'Famine survival gene' offers clues to key cause of obesity
A "thrifty" gene that helped humans survive famine in the stone age may be a key cause of obesity today, research claims.
The CRTC3 gene slows the rate at which fat is burned in the body to conserve energy.
During our hunter-gatherer past, individuals with active versions of the gene would have been more likely to survive long periods without food, scientists believe.
But the same gene became a liability in a world where abundant quantities of rich food were available.
Evidence of CRTC3's role in metabolism has come from US studies of mice lacking the gene that were fed different diets.
Mice with the gene "knocked out" remained as slim as "normal" mice when fed a moderate fat diet.
But when fed the equivalent of a high-calorie diet of steak and cheese, only the normal mice with active CRTC3 genes became obese.
"The CRTC3 knockout mice were leaner and protected from obesity," said lead researcher Dr Marc Montminy, from the Salk Institute in La Jolla, California.

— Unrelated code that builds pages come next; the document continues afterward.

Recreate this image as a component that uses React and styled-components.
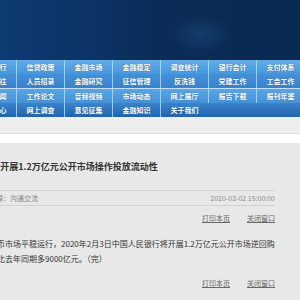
import React from "react";
import styled, { createGlobalStyle } from "styled-components";

const Global = createGlobalStyle`
  html, body { margin: 0; padding: 0; background: #e8e8e8; }
  body { font-family: "Noto Sans CJK SC", "Noto Sans", sans-serif; }
  #root { width: 300px; height: 300px; overflow: hidden; }
`;

const Viewport = styled.div`
  width: 300px;
  height: 300px;
  overflow: hidden;
  background: #e8e8e8;
`;

const Page = styled.div`
  width: 475px;
  margin-left: -171px;
`;

const Header = styled.header`
  height: 60px;
  background:
    radial-gradient(ellipse 40px 26px at 372px 34px, rgba(40, 95, 150, 0.35), transparent 75%),
    linear-gradient(90deg, #0f3e77 0%, #0e3b73 36%, #0c3466 55%, #0a2c56 70%, #092a51 100%);
`;

const Nav = styled.nav`
  background: #2f78c4;
`;

const NavGroup = styled.div`
  & + & {
    border-top: 1px solid #c4e0f7;
  }
`;

const tones = {
  a: "linear-gradient(#62adea, #4797dc)",
  b: "linear-gradient(#4590d8, #3782cd)",
  c: "linear-gradient(#5aa5e4, #4591d7)",
  d: "linear-gradient(#3a84cd, #2264ad)",
};

const NavRow = styled.div`
  display: grid;
  grid-template-columns: repeat(9, 48px);
  justify-content: end;
  height: 14px;
  background: ${(p) => tones[p.$tone]};
`;

const NavItem = styled.a`
  display: flex;
  align-items: center;
  justify-content: center;
  color: #ffffff;
  font-size: 7px;
  font-weight: 700;
  line-height: 14px;
  white-space: nowrap;
  text-decoration: none;
  text-shadow: 0 0 1px rgba(10, 50, 100, 0.6);
  border-left: ${(p) => (p.$sep ? "1px solid rgba(175, 215, 247, 0.85)" : "none")};
`;

const Band = styled.div`
  height: 16px;
  background: #eeeeee;
  border-bottom: 1px solid #dddddd;
`;

const WhiteStrip = styled.div`
  height: 9px;
  background: #ffffff;
`;

const Article = styled.article`
  background: #e8e8e8;
  padding: 18px 29px 20px 0;
  color: #333333;
`;

const Title = styled.h1`
  margin: 0 0 17px;
  text-align: center;
  font-size: 9px;
  line-height: 12px;
  font-weight: 700;
  color: #333333;
`;

const Meta = styled.div`
  display: flex;
  align-items: center;
  height: 14px;
  padding-left: 146px;
  border-top: 1px solid #d2d2d2;
  border-bottom: 1px solid #d2d2d2;
  font-size: 7px;
  color: #8a8a8a;
`;

const Source = styled.span`
  flex: 1;
`;

const Links = styled.div`
  display: flex;
  justify-content: flex-end;
  gap: 17px;
  height: 12px;
  line-height: 12px;
  margin-top: 6px;
  font-size: 7px;
`;

const LinkText = styled.a`
  color: #666666;
  text-decoration: underline;
`;

const Body = styled.p`
  margin: 12px 0 11px;
  font-size: 8px;
  line-height: 15px;
  text-indent: 16px;
  color: #333333;
`;

const navRows = [
  { tone: "a", items: ["新闻发布", "法律法规", "货币发行", "信贷政策", "金融市场", "金融稳定", "调查统计", "银行会计", "支付体系"] },
  { tone: "b", items: ["金融科技", "经理国库", "国际交往", "人员招录", "金融研究", "征信管理", "反洗钱", "党建工作", "工会工作"] },
  { tone: "c", items: ["统计数据", "图片新闻", "要闻新闻", "工作论文", "音频视频", "市场动态", "网上展厅", "报告下载", "报刊年鉴"] },
  { tone: "d", items: ["政务公开", "办事大厅", "服务中心", "网上调查", "意见征集", "金融知识", "关于我们", "", ""] },
];

function NavBlock({ rows }) {
  return (
    <NavGroup>
      {rows.map((row, r) => (
        <NavRow key={r} $tone={row.tone}>
          {row.items.map((t, i) => (
            <NavItem key={i} href="#" $sep={i > 0 && t !== ""}>
              {t}
            </NavItem>
          ))}
        </NavRow>
      ))}
    </NavGroup>
  );
}

function Actions() {
  return (
    <Links>
      <LinkText href="#">打印本页</LinkText>
      <LinkText href="#">关闭窗口</LinkText>
    </Links>
  );
}

export default function App() {
  return (
    <Viewport>
      <Global />
      <Page>
        <Header />
        <Nav>
          <NavBlock rows={navRows.slice(0, 2)} />
          <NavBlock rows={navRows.slice(2)} />
        </Nav>
        <Band />
        <WhiteStrip />
        <Article>
          <Title>中国人民银行开展1.2万亿元公开市场操作投放流动性</Title>
          <Meta>
            <Source>文章来源：沟通交流</Source>
            <span>2020-02-02 15:00:00</span>
          </Meta>
          <Actions />
          <Body>
            为维护春节后银行体系流动性合理充裕和货币市场平稳运行，2020年2月3日中国人民银行将开展1.2万亿元公开市场逆回购操作投放流动性，节后银行体系整体流动性水平比去年同期多9000亿元。（完）
          </Body>
          <Actions />
        </Article>
      </Page>
    </Viewport>
  );
}
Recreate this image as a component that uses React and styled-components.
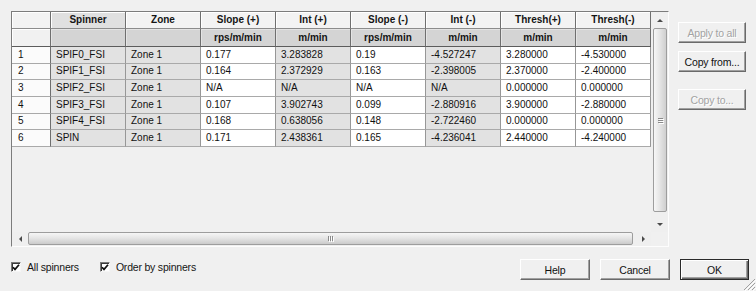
import React from "react";
import styled, { createGlobalStyle } from "styled-components";

const GlobalStyle = createGlobalStyle`
  html, body {
    margin: 0;
    padding: 0;
  }
  body {
    background: #f0f0f0;
    font-family: "Liberation Sans", Arial, sans-serif;
    font-size: 10px;
    color: #111;
  }
`;

const columns = [
  { title: "Spinner", unit: "", shaded: true, active: true },
  { title: "Zone", unit: "", shaded: true },
  { title: "Slope (+)", unit: "rps/m/min" },
  { title: "Int (+)", unit: "m/min", shaded: true },
  { title: "Slope (-)", unit: "rps/m/min" },
  { title: "Int (-)", unit: "m/min", shaded: true },
  { title: "Thresh(+)", unit: "m/min" },
  { title: "Thresh(-)", unit: "m/min" },
];

const rows = [
  ["SPIF0_FSI", "Zone 1", "0.177", "3.283828", "0.19", "-4.527247", "3.280000", "-4.530000"],
  ["SPIF1_FSI", "Zone 1", "0.164", "2.372929", "0.163", "-2.398005", "2.370000", "-2.400000"],
  ["SPIF2_FSI", "Zone 1", "N/A", "N/A", "N/A", "N/A", "0.000000", "0.000000"],
  ["SPIF3_FSI", "Zone 1", "0.107", "3.902743", "0.099", "-2.880916", "3.900000", "-2.880000"],
  ["SPIF4_FSI", "Zone 1", "0.168", "0.638056", "0.148", "-2.722460", "0.000000", "0.000000"],
  ["SPIN", "Zone 1", "0.171", "2.438361", "0.165", "-4.236041", "2.440000", "-4.240000"],
];

const Dialog = styled.div`
  position: relative;
  width: 756px;
  height: 291px;
  box-sizing: border-box;
  padding: 11px 7px 0 11px;
  display: grid;
  grid-template-columns: 658px 1fr;
  grid-template-rows: 236px auto;
  column-gap: 9px;
  overflow: hidden;
`;

const GridPanel = styled.div`
  display: grid;
  grid-template-columns: 639px 17px;
  grid-template-rows: 220px 14px;
  border: 1px solid;
  border-color: #7c7c7c #fdfdfd #fdfdfd #7c7c7c;
  background: #f0f0f0;
`;

const Sheet = styled.div`
  overflow: hidden;
`;

const Table = styled.div`
  display: grid;
  grid-template-columns: 39px repeat(8, 75px);
  grid-template-rows: 17px 18px repeat(6, 16.67px);
`;

const Cell = styled.div`
  box-sizing: border-box;
  display: flex;
  align-items: center;
  padding: 0 5px;
  border-right: 1px solid #979797;
  border-bottom: 1px solid #a9a9a9;
  background: ${(p) => (p.$shaded ? "#e2e2e2" : "#ffffff")};
  white-space: nowrap;
  overflow: hidden;
  line-height: 1;
`;

const RowHead = styled(Cell)`
  padding-left: 6px;
  background: #fbfbfb;
  border-right-color: #6e6e6e;
`;

const HeadCell = styled.div`
  box-sizing: border-box;
  display: flex;
  align-items: center;
  justify-content: center;
  font-weight: bold;
  line-height: 1;
  white-space: nowrap;
  color: #151515;
  background: ${(p) => (p.$active ? "#e0e0e0" : "#f3f3f3")};
  border-right: 1px solid #6f6f6f;
  border-bottom: 1px solid #8c8c8c;
  box-shadow: inset 1px 1px 0 #ffffff;
`;

const UnitCell = styled(HeadCell)`
  background: ${(p) => (p.$corner ? "#f1f1f1" : "#d4d4d4")};
  border-bottom-color: #5c5c5c;
  box-shadow: inset 1px 1px 0 ${(p) => (p.$corner ? "#ffffff" : "#e4e4e4")};
`;

const VScroll = styled.div`
  display: flex;
  flex-direction: column;
  align-items: stretch;
  background: #efefef;
`;

const HScroll = styled.div`
  display: flex;
  align-items: stretch;
  background: #efefef;
`;

const ScrollCorner = styled.div`
  background: #f0f0f0;
`;

const ArrowBox = styled.div`
  flex: 0 0 16px;
  display: flex;
  align-items: center;
  justify-content: center;
`;

const Arrow = styled.span`
  width: 0;
  height: 0;
  border-style: solid;
  border-color: transparent;
  ${(p) =>
    p.$dir === "up"
      ? "border-width: 0 3px 3px 3px; border-bottom-color: #4a4a4a;"
      : p.$dir === "down"
      ? "border-width: 3px 3px 0 3px; border-top-color: #4a4a4a;"
      : p.$dir === "left"
      ? "border-width: 3px 3px 3px 0; border-right-color: #4a4a4a;"
      : "border-width: 3px 0 3px 3px; border-left-color: #4a4a4a;"}
`;

const VThumb = styled.div`
  flex: 0 0 184px;
  box-sizing: border-box;
  margin: 0 1px 0 2px;
  border: 1px solid #9d9d9d;
  border-radius: 2px;
  background: linear-gradient(to right, #f6f6f6, #e6e6e6 45%, #cfcfcf);
  display: flex;
  align-items: center;
  justify-content: center;
`;

const HThumb = styled.div`
  flex: 0 0 605px;
  box-sizing: border-box;
  margin: 0 0 1px 0;
  border: 1px solid #9d9d9d;
  border-radius: 2px;
  background: linear-gradient(to bottom, #f6f6f6, #e6e6e6 45%, #cbcbcb);
  display: flex;
  align-items: center;
  justify-content: center;
`;

const Spacer = styled.div`
  flex: 1;
`;

const Grip = styled.span`
  display: flex;
  flex-direction: ${(p) => (p.$vertical ? "column" : "row")};
  gap: 1px;

  & > i {
    display: block;
    background: #8a8a8a;
    box-shadow: 1px 1px 0 #ffffff;
    width: ${(p) => (p.$vertical ? "5px" : "1px")};
    height: ${(p) => (p.$vertical ? "1px" : "5px")};
  }
`;

const SideButtons = styled.div`
  display: flex;
  flex-direction: column;
  align-items: flex-start;
  padding-top: 11px;
`;

const Button = styled.button`
  box-sizing: border-box;
  width: ${(p) => p.$w || 68}px;
  height: 21px;
  margin-top: ${(p) => p.$gap || 0}px;
  padding: 0;
  font-family: "Liberation Sans", Arial, sans-serif;
  font-size: 10.5px;
  letter-spacing: -0.2px;
  color: #111;
  background: #f0f0f0;
  border: 1px solid;
  border-color: #ffffff #6a6a6a #6a6a6a #ffffff;
  box-shadow: inset -1px -1px 0 #a0a0a0;
  ${(p) =>
    p.$primary &&
    `
    border-color: #2a2a2a;
    box-shadow: inset 1px 1px 0 #ffffff, inset -1px -1px 0 #6a6a6a, inset -2px -2px 0 #a0a0a0;
  `}

  &:disabled {
    color: #a3a3a3;
    text-shadow: 1px 1px 0 #ffffff;
  }
`;

const Footer = styled.div`
  grid-column: 1 / -1;
  display: flex;
  justify-content: space-between;
  align-items: flex-start;
  margin-top: 12px;
`;

const Checks = styled.div`
  display: flex;
  align-items: center;
  gap: 21px;
  padding-top: 2px;
`;

const CheckLabel = styled.label`
  display: flex;
  align-items: center;
  gap: 6px;
  font-size: 10.5px;
  letter-spacing: -0.2px;
  line-height: 12px;
  color: #151515;
`;

const Box = styled.span`
  box-sizing: border-box;
  width: 10px;
  height: 10px;
  display: flex;
  align-items: center;
  justify-content: center;
  background: #ffffff;
  border: 1px solid;
  border-color: #7a7a7a #f6f6f6 #f6f6f6 #7a7a7a;
  box-shadow: inset 1px 1px 0 #3a3a3a;
`;

const ButtonRow = styled.div`
  display: flex;
  gap: 10px;
`;

const ResizeGrip = styled.svg`
  position: absolute;
  right: 0;
  bottom: 0;
`;

const CheckBox = ({ label }) => (
  <CheckLabel>
    <Box>
      <svg width="8" height="7" viewBox="0 0 8 7">
        <polyline points="1,3.2 3,5.4 7,0.8" fill="none" stroke="#111" strokeWidth="1.7" />
      </svg>
    </Box>
    {label}
  </CheckLabel>
);

const DataGrid = () => (
  <Table>
    <HeadCell />
    {columns.map((c) => (
      <HeadCell key={c.title} $active={c.active}>
        {c.title}
      </HeadCell>
    ))}
    <UnitCell $corner />
    {columns.map((c) => (
      <UnitCell key={c.title}>{c.unit}</UnitCell>
    ))}
    {rows.map((r, i) => (
      <React.Fragment key={i}>
        <RowHead>{i + 1}</RowHead>
        {r.map((v, j) => (
          <Cell key={j} $shaded={columns[j].shaded}>
            {v}
          </Cell>
        ))}
      </React.Fragment>
    ))}
  </Table>
);

export default function App() {
  return (
    <>
      <GlobalStyle />
      <Dialog>
        <GridPanel>
          <Sheet>
            <DataGrid />
          </Sheet>
          <VScroll>
            <ArrowBox>
              <Arrow $dir="up" />
            </ArrowBox>
            <VThumb>
              <Grip $vertical>
                <i />
                <i />
                <i />
              </Grip>
            </VThumb>
            <Spacer />
            <ArrowBox>
              <Arrow $dir="down" />
            </ArrowBox>
          </VScroll>
          <HScroll>
            <ArrowBox>
              <Arrow $dir="left" />
            </ArrowBox>
            <HThumb>
              <Grip>
                <i />
                <i />
                <i />
              </Grip>
            </HThumb>
            <Spacer />
            <ArrowBox>
              <Arrow $dir="right" />
            </ArrowBox>
          </HScroll>
          <ScrollCorner />
        </GridPanel>

        <SideButtons>
          <Button disabled>Apply to all</Button>
          <Button $gap={8}>Copy from...</Button>
          <Button $gap={17} disabled>
            Copy to...
          </Button>
        </SideButtons>

        <Footer>
          <Checks>
            <CheckBox label="All spinners" />
            <CheckBox label="Order by spinners" />
          </Checks>
          <ButtonRow>
            <Button $w={70}>Help</Button>
            <Button $w={70}>Cancel</Button>
            <Button $w={69} $primary>
              OK
            </Button>
          </ButtonRow>
        </Footer>

        <ResizeGrip width="14" height="14" viewBox="0 0 14 14">
          <g strokeWidth="1">
            <line x1="13" y1="2" x2="2" y2="13" stroke="#a0a0a0" />
            <line x1="14" y1="3" x2="3" y2="14" stroke="#ffffff" />
            <line x1="13" y1="6" x2="6" y2="13" stroke="#a0a0a0" />
            <line x1="14" y1="7" x2="7" y2="14" stroke="#ffffff" />
            <line x1="13" y1="10" x2="10" y2="13" stroke="#a0a0a0" />
            <line x1="14" y1="11" x2="11" y2="14" stroke="#ffffff" />
          </g>
        </ResizeGrip>
      </Dialog>
    </>
  );
}
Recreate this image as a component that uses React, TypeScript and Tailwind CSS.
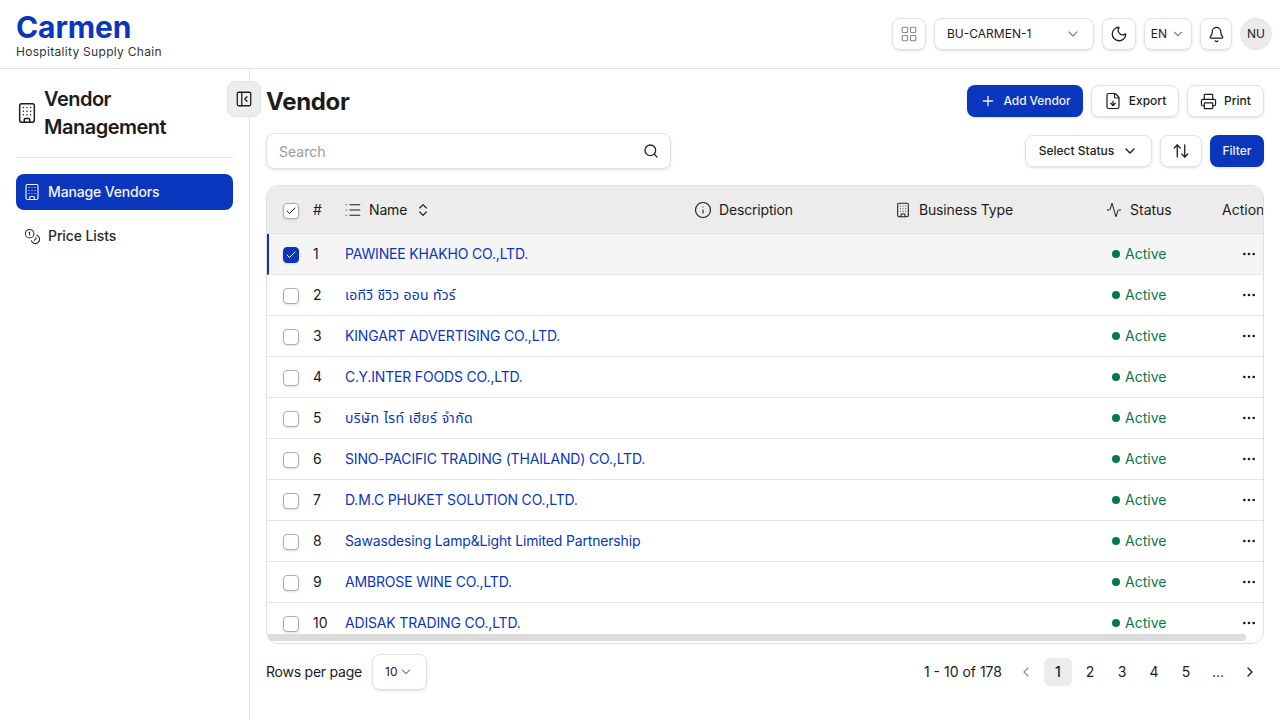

Mice lacking the gene also had twice as many brown fat cells as normal mice.
Unlike "white" fat, "brown" fat is a healthy form of tissue which burns calories to generate heat. Research suggests that people who find it easy to stay slim have more brown fat cells than individuals prone to weight gain.
"Ideas about obesity are based on concepts of feast or famine," said Dr Montminy, whose findings appeared yesterday in the journal 'Nature'.
"As humans, we developed ways of coping with famine by expressing genes like CRTC3 to slow the rate of fat burning. Individuals with these active thrifty genes had an advantage: they could survive long periods without food."